SELECT a.Id AS [Post Link], a.Score, au.Id AS [User Link]
FROM Posts p 
JOIN Posts a ON p.Id = a.ParentId
JOIN Users au ON a.OwnerUserId = au.Id
WHERE p.PostTypeId = 1
AND p.OwnerUserId = ##UserId##
ORDER BY a.Score DESC
Run Query

This query finds all questions (PostTypeId = 1) from a given user(##UserId##) and returns the answer links, answer scores, and answering users, ordered by answer score (highest first). With this query we can start to see who provides the most-popular answers to somebody's questions.

But this doesn't tell us anything about overall patterns; it operates at the single-answer level. We're really more interested in patterns–which users tend to give good answers to my (or anybody else's) questions?

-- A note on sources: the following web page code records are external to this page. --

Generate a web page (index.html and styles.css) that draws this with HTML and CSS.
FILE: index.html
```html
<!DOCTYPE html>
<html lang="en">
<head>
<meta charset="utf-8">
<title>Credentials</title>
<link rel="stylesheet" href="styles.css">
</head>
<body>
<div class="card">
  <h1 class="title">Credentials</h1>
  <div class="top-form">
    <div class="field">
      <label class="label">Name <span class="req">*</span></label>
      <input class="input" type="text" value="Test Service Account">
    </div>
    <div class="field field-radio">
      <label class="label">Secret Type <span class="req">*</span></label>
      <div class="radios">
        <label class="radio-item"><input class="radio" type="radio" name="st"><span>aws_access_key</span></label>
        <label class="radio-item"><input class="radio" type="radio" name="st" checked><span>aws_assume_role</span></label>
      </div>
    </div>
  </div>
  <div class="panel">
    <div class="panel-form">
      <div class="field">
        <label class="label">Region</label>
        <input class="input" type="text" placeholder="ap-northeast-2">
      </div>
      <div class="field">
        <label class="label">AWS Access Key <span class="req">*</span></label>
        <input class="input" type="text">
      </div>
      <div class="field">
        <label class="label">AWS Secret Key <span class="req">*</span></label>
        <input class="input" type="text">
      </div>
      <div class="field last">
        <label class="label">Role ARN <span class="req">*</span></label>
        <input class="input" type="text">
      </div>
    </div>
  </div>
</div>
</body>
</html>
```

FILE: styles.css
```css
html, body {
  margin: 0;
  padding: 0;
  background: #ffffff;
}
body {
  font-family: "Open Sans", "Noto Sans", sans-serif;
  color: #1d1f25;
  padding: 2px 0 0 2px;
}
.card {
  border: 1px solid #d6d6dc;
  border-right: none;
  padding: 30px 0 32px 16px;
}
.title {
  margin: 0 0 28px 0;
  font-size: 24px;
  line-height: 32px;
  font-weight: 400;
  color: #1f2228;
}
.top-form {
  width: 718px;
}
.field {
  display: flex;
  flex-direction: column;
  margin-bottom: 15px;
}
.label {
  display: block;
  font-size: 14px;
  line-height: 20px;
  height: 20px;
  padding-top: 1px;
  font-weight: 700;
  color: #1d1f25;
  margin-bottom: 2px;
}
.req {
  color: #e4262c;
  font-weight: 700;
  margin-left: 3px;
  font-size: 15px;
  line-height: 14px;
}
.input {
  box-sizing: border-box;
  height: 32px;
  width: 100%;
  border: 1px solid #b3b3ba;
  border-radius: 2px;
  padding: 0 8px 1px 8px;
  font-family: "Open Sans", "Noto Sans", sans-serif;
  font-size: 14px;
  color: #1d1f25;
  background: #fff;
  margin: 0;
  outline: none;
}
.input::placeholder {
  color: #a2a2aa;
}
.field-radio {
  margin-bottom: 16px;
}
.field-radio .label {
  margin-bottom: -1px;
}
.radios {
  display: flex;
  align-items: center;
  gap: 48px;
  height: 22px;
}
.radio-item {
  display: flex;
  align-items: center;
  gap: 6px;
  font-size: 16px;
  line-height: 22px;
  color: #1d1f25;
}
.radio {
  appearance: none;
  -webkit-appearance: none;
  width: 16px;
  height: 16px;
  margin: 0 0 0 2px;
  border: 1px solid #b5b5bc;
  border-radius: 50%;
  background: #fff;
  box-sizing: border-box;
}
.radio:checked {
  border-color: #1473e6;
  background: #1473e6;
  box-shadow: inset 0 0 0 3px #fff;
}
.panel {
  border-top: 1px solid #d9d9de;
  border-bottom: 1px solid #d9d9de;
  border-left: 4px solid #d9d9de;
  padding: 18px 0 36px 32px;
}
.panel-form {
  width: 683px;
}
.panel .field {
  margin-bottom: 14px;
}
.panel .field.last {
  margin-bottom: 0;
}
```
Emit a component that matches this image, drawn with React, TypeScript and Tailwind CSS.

The next query produces some aggregate data, like this:

output from next query: total score, number of answers, answering user

Here's the query: 

SELECT SUM(a.Score) as 'Total Score',
COUNT(au.Id) as '# Answers',
au.Id AS [User Link]
FROM Posts p 
JOIN Posts a ON p.Id = a.ParentId
JOIN Users au ON a.OwnerUserId = au.Id
WHERE p.PostTypeId = 1
AND p.OwnerUserId = ##UserId##
-- We want one row per user:
GROUP BY au.Id
-- In order by total score, highest first:
ORDER BY SUM(a.Score) DESC
Run Query

We use the SUM and COUNT functions in the SELECT statement to get the row values. We want the total score (SUM) of all answers from each user, and we want to know how many answers there were. That's the first part of the query: 

SELECT SUM(a.Score) as 'Total Score',
COUNT(au.Id) as '# Answers',
au.Id AS [User Link]

(Perhaps you would prefer the average score, not the sum. You can do that with AVG.)

The JOINs are the same as in the previous query; we're linking question, answers, and answering users. The restrictions (WHERE) are also the same.

When reporting results we group the rows by answering user—one row per user, as opposed to one row per answer—and we also want to show the highest score first. We used the SUM earlier, in the SELECT, but it's not actually a value stored in the table, so we have to use it again here: 

GROUP BY au.Id
ORDER BY SUM(a.Score) DESC

Aggregate functions you might find helpful, in addition to SUM and COUNT, are AVG (average), MIN, and MAX.

Notice, by the way, that while the "base" table in the last two queries is Posts, we don't actually return any columns from that table. That's fine. We're using it entirely as "glue" to hold the rest of the query together. Just because you include a table doesn't mean you have to show anything from it.